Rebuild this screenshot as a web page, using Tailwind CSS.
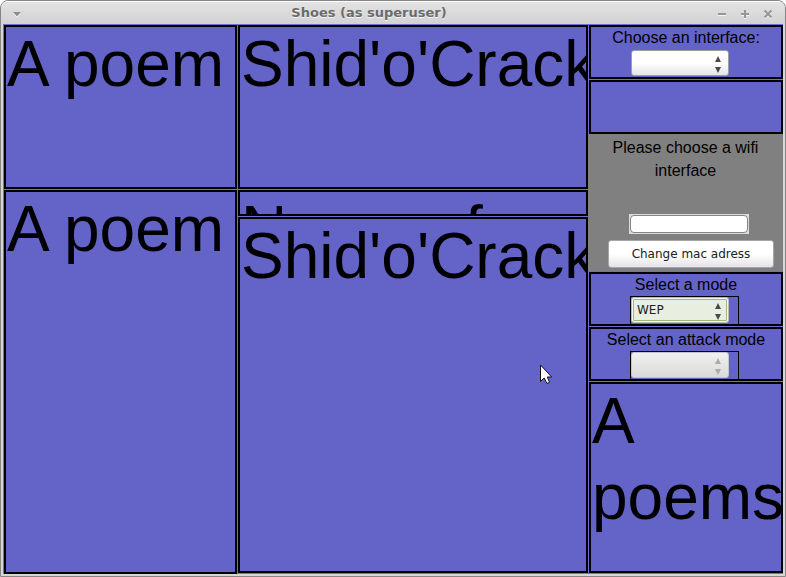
<!DOCTYPE html>
<html lang="en">
<head>
<meta charset="utf-8">
<title>Shoes (as superuser)</title>
<script src="https://cdn.jsdelivr.net/npm/@tailwindcss/browser@4"></script>
</head>
<body class="bg-white">
<div class="relative flex h-screen flex-col overflow-hidden rounded-t-lg border border-[#868686] bg-[#d6d6d6] font-['Liberation_Sans',Arial,sans-serif] text-black">
  <!-- Title bar -->
  <header class="relative flex h-[23px] shrink-0 items-center justify-center rounded-t-md border-t border-white bg-linear-to-b from-[#e3e3e3] to-[#d2d2d2]">
    <button type="button" aria-label="Window menu" class="absolute left-3 top-2.5">
      <svg class="block" width="8" height="6" viewBox="0 0 8 6"><path d="M0 1h8L4 5.500z" fill="#fff"/><path d="M0 0h8L4 4.500z" fill="#8c8c8c"/></svg>
    </button>
    <h1 class="pr-12 font-['DejaVu_Sans',sans-serif] text-[13px] font-bold leading-5 text-[#6b6b6b] [text-shadow:0_1px_0_#f4f4f4]">Shoes (as superuser)</h1>
    <div class="absolute right-3 top-1.5 flex gap-3">
      <button type="button" aria-label="Minimize"><svg class="block" width="11" height="11" viewBox="0 0 11 11" fill="none" stroke-width="2"><path d="M2 7h8" stroke="#f4f4f4"/><path d="M2 6h8" stroke="#969696"/></svg></button>
      <button type="button" aria-label="Maximize"><svg class="block" width="11" height="11" viewBox="0 0 11 11" fill="none" stroke-width="2"><path d="M2 7h8M6 3v8" stroke="#f4f4f4"/><path d="M2 6h8M6 2v8" stroke="#969696"/></svg></button>
      <button type="button" aria-label="Close"><svg class="block" width="11" height="11" viewBox="0 0 11 11" fill="none" stroke-width="2"><path d="M2.500 3.500l7 7M9.500 3.500l-7 7" stroke="#f4f4f4"/><path d="M2.500 2.500l7 7M9.500 2.500l-7 7" stroke="#969696"/></svg></button>
    </div>
  </header>

  <main class="mx-[2px] mb-[2px] grid min-h-0 flex-1 grid-cols-[minmax(0,30fr)_minmax(0,45fr)_minmax(0,25fr)] bg-[#6e6ed6]">
    <!-- Left column -->
    <div class="grid min-h-0 grid-rows-[minmax(0,165fr)_minmax(0,385fr)]">
      <section class="ml-px mt-px overflow-hidden border-2 border-black bg-[#6464c8]"><p class="-mt-px whitespace-nowrap pl-px text-[64px] leading-[76px]">A poem</p></section>
      <section class="ml-px mt-px overflow-hidden border-2 border-black bg-[#6464c8]"><p class="-mt-px whitespace-nowrap pl-px text-[64px] leading-[76px]">A poem</p></section>
    </div>

    <!-- Middle column -->
    <div class="grid min-h-0 grid-rows-[minmax(0,165fr)_minmax(0,27fr)_minmax(0,357fr)] pb-px">
      <section class="ml-px mt-px overflow-hidden border-2 border-black bg-[#6464c8]"><p class="-mt-px whitespace-nowrap pl-px text-[64px] leading-[76px]">Shid'o'Crack</p></section>
      <section class="ml-px mt-px overflow-hidden border-2 border-black bg-[#6464c8]"><p class="-mt-px whitespace-nowrap pl-px text-[64px] leading-[76px]">Name of</p></section>
      <section class="ml-px mt-px overflow-hidden border-2 border-black bg-[#6464c8]"><p class="-mt-px whitespace-nowrap pl-px text-[64px] leading-[76px]">Shid'o'Crack</p></section>
    </div>

    <!-- Controls column -->
    <div class="grid min-h-0 grid-rows-[minmax(0,55fr)_minmax(0,55fr)_minmax(0,137fr)_minmax(0,55fr)_minmax(0,55fr)_minmax(0,192fr)] pb-px">
      <section class="ml-px mt-px flex flex-col items-center overflow-hidden border-2 border-black bg-[#6464c8]">
        <label for="iface" class="text-base leading-[21px]">Choose an interface:</label>
        <div class="relative mr-[3px] mt-px h-[29px] w-[109px] shrink-0 border border-transparent">
          <select id="iface" class="block h-[26px] w-[98px] appearance-none rounded-[3px] border border-[#9c9ca4] bg-linear-to-b from-white from-50% to-[#e6e6e6] px-1.5 font-['DejaVu_Sans',sans-serif] text-xs"><option></option></select>
          <svg class="pointer-events-none absolute left-[84px] top-1.5" width="6" height="17" viewBox="0 0 6 17" fill="#4a4a4a"><path d="M3 0l3 6H0zM3 17l3-6H0z"/></svg>
        </div>
      </section>

      <section class="ml-px mt-px border-2 border-black bg-[#6464c8]"></section>

      <section class="flex flex-col overflow-hidden bg-[#808080] pt-0.5">
        <p class="px-5 text-center text-base leading-[23px]">Please choose a wifi interface</p>
        <form class="mt-8 flex flex-col items-center gap-1.5 pl-5 pr-[9px]">
          <div class="mr-1 h-5 w-[120px] bg-[#dcdcdc] p-px">
            <input type="text" aria-label="Mac address" class="block h-[18px] w-full rounded-[4px] border border-[#858585] bg-white px-1 text-xs">
          </div>
          <button type="button" class="h-7 w-full whitespace-nowrap rounded-[3px] border border-[#a6a6a6] bg-linear-to-b from-white from-50% to-[#e4e4e4] font-['DejaVu_Sans',sans-serif] text-xs leading-5 text-[#202020]">Change mac adress</button>
        </form>
      </section>

      <section class="ml-px mt-px flex flex-col items-center overflow-hidden border-2 border-black bg-[#6464c8]">
        <label for="mode" class="text-base leading-[21px]">Select a mode</label>
        <div class="relative mr-[3px] mt-px h-[29px] w-[109px] shrink-0 border border-black">
          <select id="mode" class="block h-[26px] w-[98px] appearance-none rounded-[3px] border border-[#b9b9bd] bg-[#e8eee0] px-[5px] font-['DejaVu_Sans',sans-serif] text-xs text-[#202020] outline-1 -outline-offset-3 outline-[#9fb97c] [box-shadow:inset_0_0_0_2px_#f6f6f6]"><option>WEP</option></select>
          <svg class="pointer-events-none absolute left-[84px] top-1.5" width="6" height="17" viewBox="0 0 6 17" fill="#4a4a4a"><path d="M3 0l3 6H0zM3 17l3-6H0z"/></svg>
        </div>
      </section>

      <section class="ml-px mt-px flex flex-col items-center overflow-hidden border-2 border-black bg-[#6464c8]">
        <label for="attack" class="whitespace-nowrap text-base leading-[21px]">Select an attack mode</label>
        <div class="relative mr-[3px] mt-px h-[29px] w-[109px] shrink-0 border border-black">
          <select id="attack" disabled class="block h-[26px] w-[98px] appearance-none rounded-[3px] border border-[#c4c4cc] bg-linear-to-b from-[#f0f0f0] to-[#dadada] px-1.5 font-['DejaVu_Sans',sans-serif] text-xs opacity-100"><option></option></select>
          <svg class="pointer-events-none absolute left-[84px] top-1.5" width="6" height="17" viewBox="0 0 6 17" fill="#ababab"><path d="M3 0l3 6H0zM3 17l3-6H0z"/></svg>
        </div>
      </section>

      <section class="ml-px mt-px overflow-hidden border-2 border-black bg-[#6464c8]"><p class="-mt-px pl-px text-[64px] leading-[76px]">A poems</p></section>
    </div>
  </main>

  <!-- Mouse pointer -->
  <svg class="pointer-events-none absolute left-[539px] top-[363px]" width="13" height="20" viewBox="0 0 13 20"><path d="M.5 1v16.500l3.700-3.500L7 19.500l2.500-1.200L7.300 13H11.700z" fill="#fff" stroke="#111" stroke-width="1"/></svg>
</div>
</body>
</html>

══════════════════════════════

» **Goal of the exercise**: Go through the material above and print all of it exactly, except the pictures.

» **Task result**:
Rebuild this screenshot as a web page, using Tailwind CSS.
<!DOCTYPE html>
<html lang="en">
<head>
<meta charset="utf-8">
<title>Shoes (as superuser)</title>
<script src="https://cdn.jsdelivr.net/npm/@tailwindcss/browser@4"></script>
</head>
<body class="bg-white">
<div class="relative flex h-screen flex-col overflow-hidden rounded-t-lg border border-[#868686] bg-[#d6d6d6] font-['Liberation_Sans',Arial,sans-serif] text-black">
  <!-- Title bar -->
  <header class="relative flex h-[23px] shrink-0 items-center justify-center rounded-t-md border-t border-white bg-linear-to-b from-[#e3e3e3] to-[#d2d2d2]">
    <button type="button" aria-label="Window menu" class="absolute left-3 top-2.5">
      <svg class="block" width="8" height="6" viewBox="0 0 8 6"><path d="M0 1h8L4 5.500z" fill="#fff"/><path d="M0 0h8L4 4.500z" fill="#8c8c8c"/></svg>
    </button>
    <h1 class="pr-12 font-['DejaVu_Sans',sans-serif] text-[13px] font-bold leading-5 text-[#6b6b6b] [text-shadow:0_1px_0_#f4f4f4]">Shoes (as superuser)</h1>
    <div class="absolute right-3 top-1.5 flex gap-3">
      <button type="button" aria-label="Minimize"><svg class="block" width="11" height="11" viewBox="0 0 11 11" fill="none" stroke-width="2"><path d="M2 7h8" stroke="#f4f4f4"/><path d="M2 6h8" stroke="#969696"/></svg></button>
      <button type="button" aria-label="Maximize"><svg class="block" width="11" height="11" viewBox="0 0 11 11" fill="none" stroke-width="2"><path d="M2 7h8M6 3v8" stroke="#f4f4f4"/><path d="M2 6h8M6 2v8" stroke="#969696"/></svg></button>
      <button type="button" aria-label="Close"><svg class="block" width="11" height="11" viewBox="0 0 11 11" fill="none" stroke-width="2"><path d="M2.500 3.500l7 7M9.500 3.500l-7 7" stroke="#f4f4f4"/><path d="M2.500 2.500l7 7M9.500 2.500l-7 7" stroke="#969696"/></svg></button>
    </div>
  </header>

  <main class="mx-[2px] mb-[2px] grid min-h-0 flex-1 grid-cols-[minmax(0,30fr)_minmax(0,45fr)_minmax(0,25fr)] bg-[#6e6ed6]">
    <!-- Left column -->
    <div class="grid min-h-0 grid-rows-[minmax(0,165fr)_minmax(0,385fr)]">
      <section class="ml-px mt-px overflow-hidden border-2 border-black bg-[#6464c8]"><p class="-mt-px whitespace-nowrap pl-px text-[64px] leading-[76px]">A poem</p></section>
      <section class="ml-px mt-px overflow-hidden border-2 border-black bg-[#6464c8]"><p class="-mt-px whitespace-nowrap pl-px text-[64px] leading-[76px]">A poem</p></section>
    </div>

    <!-- Middle column -->
    <div class="grid min-h-0 grid-rows-[minmax(0,165fr)_minmax(0,27fr)_minmax(0,357fr)] pb-px">
      <section class="ml-px mt-px overflow-hidden border-2 border-black bg-[#6464c8]"><p class="-mt-px whitespace-nowrap pl-px text-[64px] leading-[76px]">Shid'o'Crack</p></section>
      <section class="ml-px mt-px overflow-hidden border-2 border-black bg-[#6464c8]"><p class="-mt-px whitespace-nowrap pl-px text-[64px] leading-[76px]">Name of</p></section>
      <section class="ml-px mt-px overflow-hidden border-2 border-black bg-[#6464c8]"><p class="-mt-px whitespace-nowrap pl-px text-[64px] leading-[76px]">Shid'o'Crack</p></section>
    </div>

    <!-- Controls column -->
    <div class="grid min-h-0 grid-rows-[minmax(0,55fr)_minmax(0,55fr)_minmax(0,137fr)_minmax(0,55fr)_minmax(0,55fr)_minmax(0,192fr)] pb-px">
      <section class="ml-px mt-px flex flex-col items-center overflow-hidden border-2 border-black bg-[#6464c8]">
        <label for="iface" class="text-base leading-[21px]">Choose an interface:</label>
        <div class="relative mr-[3px] mt-px h-[29px] w-[109px] shrink-0 border border-transparent">
          <select id="iface" class="block h-[26px] w-[98px] appearance-none rounded-[3px] border border-[#9c9ca4] bg-linear-to-b from-white from-50% to-[#e6e6e6] px-1.5 font-['DejaVu_Sans',sans-serif] text-xs"><option></option></select>
          <svg class="pointer-events-none absolute left-[84px] top-1.5" width="6" height="17" viewBox="0 0 6 17" fill="#4a4a4a"><path d="M3 0l3 6H0zM3 17l3-6H0z"/></svg>
        </div>
      </section>

      <section class="ml-px mt-px border-2 border-black bg-[#6464c8]"></section>

      <section class="flex flex-col overflow-hidden bg-[#808080] pt-0.5">
        <p class="px-5 text-center text-base leading-[23px]">Please choose a wifi interface</p>
        <form class="mt-8 flex flex-col items-center gap-1.5 pl-5 pr-[9px]">
          <div class="mr-1 h-5 w-[120px] bg-[#dcdcdc] p-px">
            <input type="text" aria-label="Mac address" class="block h-[18px] w-full rounded-[4px] border border-[#858585] bg-white px-1 text-xs">
          </div>
          <button type="button" class="h-7 w-full whitespace-nowrap rounded-[3px] border border-[#a6a6a6] bg-linear-to-b from-white from-50% to-[#e4e4e4] font-['DejaVu_Sans',sans-serif] text-xs leading-5 text-[#202020]">Change mac adress</button>
        </form>
      </section>

      <section class="ml-px mt-px flex flex-col items-center overflow-hidden border-2 border-black bg-[#6464c8]">
        <label for="mode" class="text-base leading-[21px]">Select a mode</label>
        <div class="relative mr-[3px] mt-px h-[29px] w-[109px] shrink-0 border border-black">
          <select id="mode" class="block h-[26px] w-[98px] appearance-none rounded-[3px] border border-[#b9b9bd] bg-[#e8eee0] px-[5px] font-['DejaVu_Sans',sans-serif] text-xs text-[#202020] outline-1 -outline-offset-3 outline-[#9fb97c] [box-shadow:inset_0_0_0_2px_#f6f6f6]"><option>WEP</option></select>
          <svg class="pointer-events-none absolute left-[84px] top-1.5" width="6" height="17" viewBox="0 0 6 17" fill="#4a4a4a"><path d="M3 0l3 6H0zM3 17l3-6H0z"/></svg>
        </div>
      </section>

      <section class="ml-px mt-px flex flex-col items-center overflow-hidden border-2 border-black bg-[#6464c8]">
        <label for="attack" class="whitespace-nowrap text-base leading-[21px]">Select an attack mode</label>
        <div class="relative mr-[3px] mt-px h-[29px] w-[109px] shrink-0 border border-black">
          <select id="attack" disabled class="block h-[26px] w-[98px] appearance-none rounded-[3px] border border-[#c4c4cc] bg-linear-to-b from-[#f0f0f0] to-[#dadada] px-1.5 font-['DejaVu_Sans',sans-serif] text-xs opacity-100"><option></option></select>
          <svg class="pointer-events-none absolute left-[84px] top-1.5" width="6" height="17" viewBox="0 0 6 17" fill="#ababab"><path d="M3 0l3 6H0zM3 17l3-6H0z"/></svg>
        </div>
      </section>

      <section class="ml-px mt-px overflow-hidden border-2 border-black bg-[#6464c8]"><p class="-mt-px pl-px text-[64px] leading-[76px]">A poems</p></section>
    </div>
  </main>

  <!-- Mouse pointer -->
  <svg class="pointer-events-none absolute left-[539px] top-[363px]" width="13" height="20" viewBox="0 0 13 20"><path d="M.5 1v16.500l3.700-3.500L7 19.500l2.500-1.200L7.300 13H11.700z" fill="#fff" stroke="#111" stroke-width="1"/></svg>
</div>
</body>
</html>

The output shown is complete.